You can't automate your way out of a behavior problem

RevOps teams spend weeks building validation rules, configuring required fields, and setting up automated data quality alerts. Then reps find workarounds. They type "N/A" in required fields. They select "Other" from every picklist. They create contacts without verifying whether the record already exists. The CRM technically has no blank fields, but the data is just as useless as if they'd left everything empty.

The behavioral side of CRM data hygiene is the hardest part, and it's the part that most governance programs ignore. Technical enforcement sets the floor, but rep behavior determines the ceiling. A CRM with perfect validation rules and non-compliant reps is a CRM full of technically valid garbage.

Here's what actually works for getting reps to maintain data quality. Not as a compliance exercise, but as a natural part of how they sell.


Why reps don't comply (and why it's rational)

Before you can change the behavior, you need to understand why it exists. Reps aren't sloppy with data out of malice. They're rational actors optimizing for what's measured and rewarded.

The incentive mismatch

Reps are measured on revenue. They're compensated on closed deals. Nobody's commission check has ever included a "data quality bonus." When a rep has 30 minutes between calls, the rational choice is to prep for the next meeting, not to update the industry field on 15 accounts.

Until data quality is connected to something reps care about, it will always be a secondary priority. The solution isn't punishment; it's alignment.

The friction problem

Every required field is a tax on a rep's selling time. If creating a new contact requires filling in 12 fields and the rep just needs to log a quick interaction, they'll find the path of least resistance: creating the record with minimum viable data and moving on.

The more friction you create, the more workarounds reps will find. The question isn't "how do we make reps fill in more fields?" It's "how do we make the fields worth filling in?"

The feedback gap

Reps rarely see the downstream impact of their data entry choices. They don't see that "N/A" in the industry field broke the lead routing logic. They don't know that the duplicate contact they created split the activity history and confused another rep. They don't experience the pipeline report that inflated by $500K because of the phantom deal they never closed out.

Without feedback, there's no learning loop. The behavior persists because the consequences are invisible.


Strategy 1: Make compliance self-interested

The single most effective lever for data compliance is making good data entry directly benefit the rep who enters it.

Connect data to routing

When reps understand that the industry field they fill in determines which leads get routed to them, that accurate account data is the input to the routing engine that sends them qualified prospects, the field stops being busywork and becomes self-interested maintenance.

Show the connection explicitly: "This field determines which accounts are in your territory. If it's wrong, deals that should be yours go to someone else."

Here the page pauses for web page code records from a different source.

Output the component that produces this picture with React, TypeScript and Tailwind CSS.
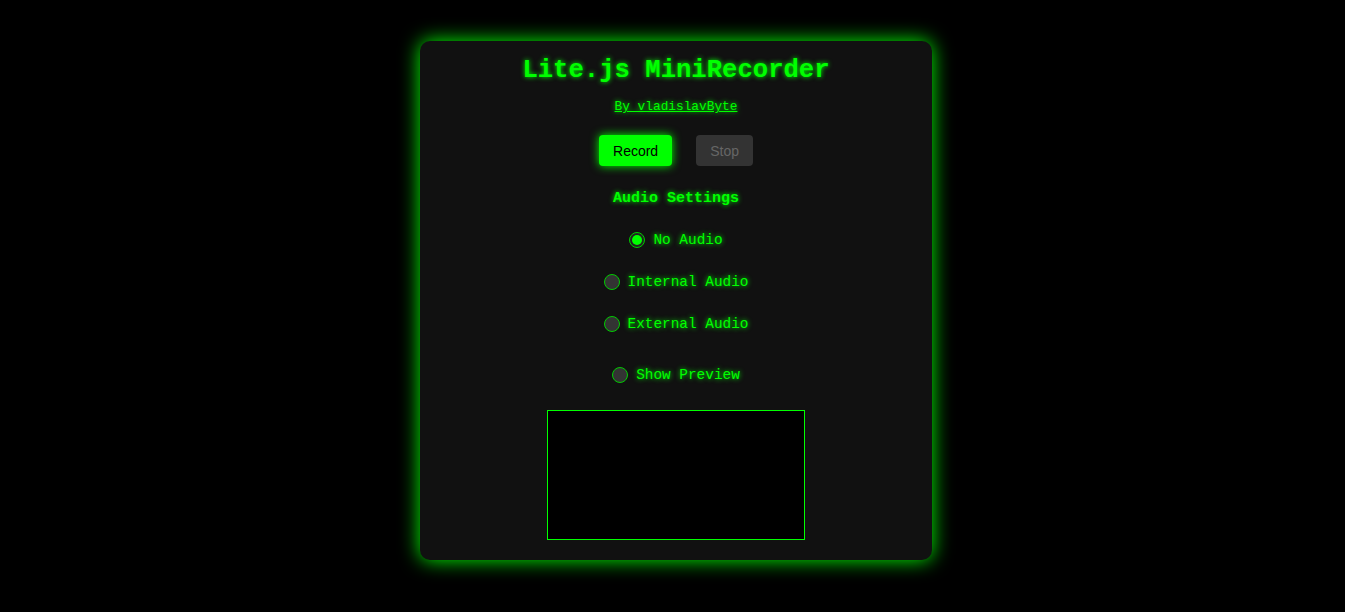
import { useState } from "react";

const mono = "font-['Courier_New','Liberation_Mono',monospace]";
const glow = "[text-shadow:0_0_5px_#00ff00]";

type RadioProps = {
  label: string;
  checked: boolean;
  onChange: () => void;
  className?: string;
};

const Radio = ({ label, checked, onChange, className }: RadioProps) => (
  <label
    onClick={onChange}
    className={`flex items-center h-[20px] cursor-pointer ${className ?? ""}`}
  >
    <span
      className={`w-4 h-4 rounded-full border border-[#00cc00] flex items-center justify-center ${
        checked ? "bg-[#222]" : "bg-[#333]"
      }`}
    >
      {checked && <span className="w-[10px] h-[10px] rounded-full bg-[#00ff00]" />}
    </span>
    <span className={`ml-[8px] text-[14.4px] leading-[20px] text-[#00ff00] ${glow}`}>
      {label}
    </span>
  </label>
);

export default function App() {
  const [audio, setAudio] = useState("none");
  const [preview, setPreview] = useState(false);

  return (
    <div className={`min-h-[612px] bg-black flex justify-center pl-[7px] ${mono}`}>
      <div className="mt-[41px] mb-[52px] w-[512px] h-[519px] bg-[#111] rounded-[10px] shadow-[0_0_20px_#00ff00] flex flex-col items-center pt-[15px] pb-[20px]">
        <h1 className={`text-[25.6px] leading-[30px] font-bold text-[#00ff00] ${glow}`}>
          Lite.js MiniRecorder
        </h1>
        <a
          href="#"
          className={`mt-[13px] text-[12.8px] leading-[16px] text-[#00ff00] underline ${glow}`}
        >
          By vladislavByte
        </a>
        <div className="mt-[20px] flex gap-6 font-['Liberation_Sans',Arial,sans-serif] text-[14px] leading-[16px]">
          <button className="h-[31px] px-[14px] rounded bg-[#00ff00] text-black shadow-[0_0_10px_#00ff00]">
            Record
          </button>
          <button className="h-[31px] px-[14px] rounded bg-[#333] text-[#666]" disabled>
            Stop
          </button>
        </div>
        <h3 className={`mt-[24px] text-[15px] leading-[18px] font-bold text-[#00ff00] ${glow}`}>
          Audio Settings
        </h3>
        <Radio
          className="mt-[22px]"
          label="No Audio"
          checked={audio === "none"}
          onChange={() => setAudio("none")}
        />
        <Radio
          className="mt-[22px]"
          label="Internal Audio"
          checked={audio === "internal"}
          onChange={() => setAudio("internal")}
        />
        <Radio
          className="mt-[22px]"
          label="External Audio"
          checked={audio === "external"}
          onChange={() => setAudio("external")}
        />
        <Radio
          className="mt-[31px]"
          label="Show Preview"
          checked={preview}
          onChange={() => setPreview(!preview)}
        />
        <div className="mt-[25px] w-[258px] h-[130px] border border-[#00ff00] bg-black" />
      </div>
    </div>
  );
}
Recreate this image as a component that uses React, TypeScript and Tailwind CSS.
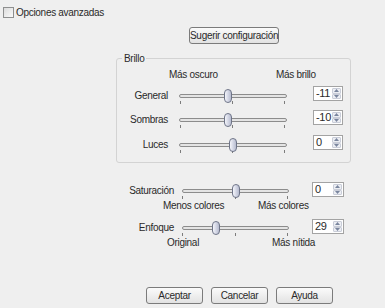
import React from 'react';

type SliderProps = { width: number; value: number; min: number; max: number; ticks: number[] };

function Slider({ width, value, min, max, ticks }: SliderProps) {
  const left = 4 + ((value - min) / (max - min)) * (width - 16);
  return (
    <div className="relative h-[18px] shrink-0" style={{ width }}>
      <div className="absolute left-0 right-0 top-[8px] h-[4px] rounded-full border border-[#8c8c8c] bg-[#e4e4e4]" />
      {ticks.map((t, i) => (
        <div key={i} className="absolute top-[15px] h-[3px] w-px bg-[#7c7c7c]" style={{ left: t }} />
      ))}
      <div
        className="absolute top-[3px] h-[14px] w-[8px] rounded-[4px] border border-[#6e7488] bg-gradient-to-r from-[#f4f5fa] via-[#d5d8e6] to-[#b7bccf]"
        style={{ left }}
      />
    </div>
  );
}

function Spin({ value, w = 30 }: { value: string; w?: number }) {
  return (
    <div className="flex h-[15px] shrink-0 items-stretch border border-[#a3a3a3] bg-white" style={{ width: w }}>
      <span className="flex-1 pl-[2px] text-[11px] leading-[13px]">{value}</span>
      <div className="my-[1px] mr-[1px] flex w-[9px] flex-col">
        <div className="flex flex-1 items-center justify-center rounded-[1px] border border-[#c9cdd8] bg-[#eceef3]">
          <svg width="5" height="3" viewBox="0 0 5 3"><path d="M2.5 0L5 3H0z" fill="#7a869e" /></svg>
        </div>
        <div className="flex flex-1 items-center justify-center rounded-[1px] border border-[#c9cdd8] bg-[#eceef3]">
          <svg width="5" height="3" viewBox="0 0 5 3"><path d="M0 0h5L2.5 3z" fill="#7a869e" /></svg>
        </div>
      </div>
    </div>
  );
}

function Btn({ children, w }: { children: React.ReactNode; w: number }) {
  return (
    <button
      className="h-[17px] shrink-0 whitespace-nowrap rounded-[3px] border border-[#7b7b7b] bg-gradient-to-b from-[#fbfbfb] to-[#e2e2e2] text-[10px] leading-[15px] tracking-[-0.3px] text-[#2a2a2a]"
      style={{ width: w }}
    >
      {children}
    </button>
  );
}

const brillo = [
  { label: 'General', value: -11 },
  { label: 'Sombras', value: -10 },
  { label: 'Luces', value: 0 },
];

export default function App() {
  return (
    <div className="flex h-[308px] w-[385px] flex-col overflow-hidden bg-[#efefef] font-['Liberation_Sans',Arial,sans-serif] text-[10px] tracking-[-0.3px] text-[#2a2a2a]">
      {/* checkbox */}
      <div className="flex h-[24px] items-center pl-[3px]">
        <div className="h-[11px] w-[11px] border border-[#8e8f8f] bg-gradient-to-br from-[#dcdcdc] to-[#fafafa]" />
        <span className="ml-[2px]">Opciones avanzadas</span>
      </div>

      <div className="mt-[3px] pl-[189px]">
        <Btn w={90}>Sugerir configuración</Btn>
      </div>

      {/* Brillo group */}
      <div className="relative ml-[116px] mt-[14px] h-[105px] w-[235px] rounded-[3px] border border-[#d3d3d3]">
        <span className="absolute left-[5px] top-[-7px] bg-[#efefef] px-[2px] leading-[13px]">Brillo</span>
        <div className="mt-[8px] flex h-[14px] items-center pl-[52px]">
          <span className="w-[107px]">Más oscuro</span>
          <span>Más brillo</span>
        </div>
        {brillo.map((r, i) => (
          <div key={r.label} className={`flex h-[24px] items-center ${i === 0 ? 'mt-[2px]' : i === 2 ? 'mt-[1px]' : ''}`}>
            <span className="w-[51px] text-right">{r.label}</span>
            <div className="ml-[11px]">
              <Slider width={108} value={r.value} min={-100} max={100} ticks={[1, 53, 105]} />
            </div>
            <div className="ml-[26px] -mt-[3px]">
              <Spin value={String(r.value)} w={30} />
            </div>
          </div>
        ))}
      </div>

      {/* Saturación */}
      <div className="mt-[17px] flex h-[20px] items-center">
        <span className="w-[174px] text-right">Saturación</span>
        <div className="ml-[8px]">
          <Slider width={107} value={0} min={-100} max={100} ticks={[0, 53, 105]} />
        </div>
        <div className="ml-[23px] -mt-[1px]">
          <Spin value="0" w={32} />
        </div>
      </div>
      <div className="flex h-[10px] items-center pl-[163px]">
        <span className="w-[95px]">Menos colores</span>
        <span>Más colores</span>
      </div>

      {/* Enfoque */}
      <div className="mt-[7px] flex h-[20px] items-center">
        <span className="w-[174px] text-right">Enfoque</span>
        <div className="ml-[8px]">
          <Slider width={107} value={29} min={0} max={100} ticks={[0, 53, 105]} />
        </div>
        <div className="ml-[23px] -mt-[1px]">
          <Spin value="29" w={32} />
        </div>
      </div>
      <div className="flex h-[10px] items-center pl-[167px]">
        <span className="w-[105px]">Original</span>
        <span>Más nítida</span>
      </div>

      {/* buttons */}
      <div className="mt-[40px] flex gap-[8px] pl-[146px]">
        <Btn w={57}>Aceptar</Btn>
        <Btn w={57}>Cancelar</Btn>
        <Btn w={57}>Ayuda</Btn>
      </div>
    </div>
  );
}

Connect data to pipeline visibility

Reps who keep their opportunity data current get accurate pipeline reports that help them prioritize. Reps who don't maintain their data get unreliable reports that don't match reality, and then they have to do the work of manually tracking deals outside the CRM anyway.

Frame it as a choice: "You can spend 2 minutes updating this opportunity now, or you can spend 15 minutes reconciling your pipeline before every forecast call."

Connect data to tool quality

If your team uses AI-powered tools for outreach, lead scoring, or account research, the quality of those tools depends directly on CRM data quality. An AI SDR that drafts personalized emails based on wrong company data sends embarrassing messages. A lead scoring model trained on miscategorized accounts produces unreliable scores.

When reps experience the output of bad data — a poorly targeted email suggestion, a nonsensical account summary — they understand the input problem viscerally.


Strategy 2: Reduce friction ruthlessly

Every required field you add should pass a simple test: does the value of having this data outweigh the cost of requiring reps to enter it?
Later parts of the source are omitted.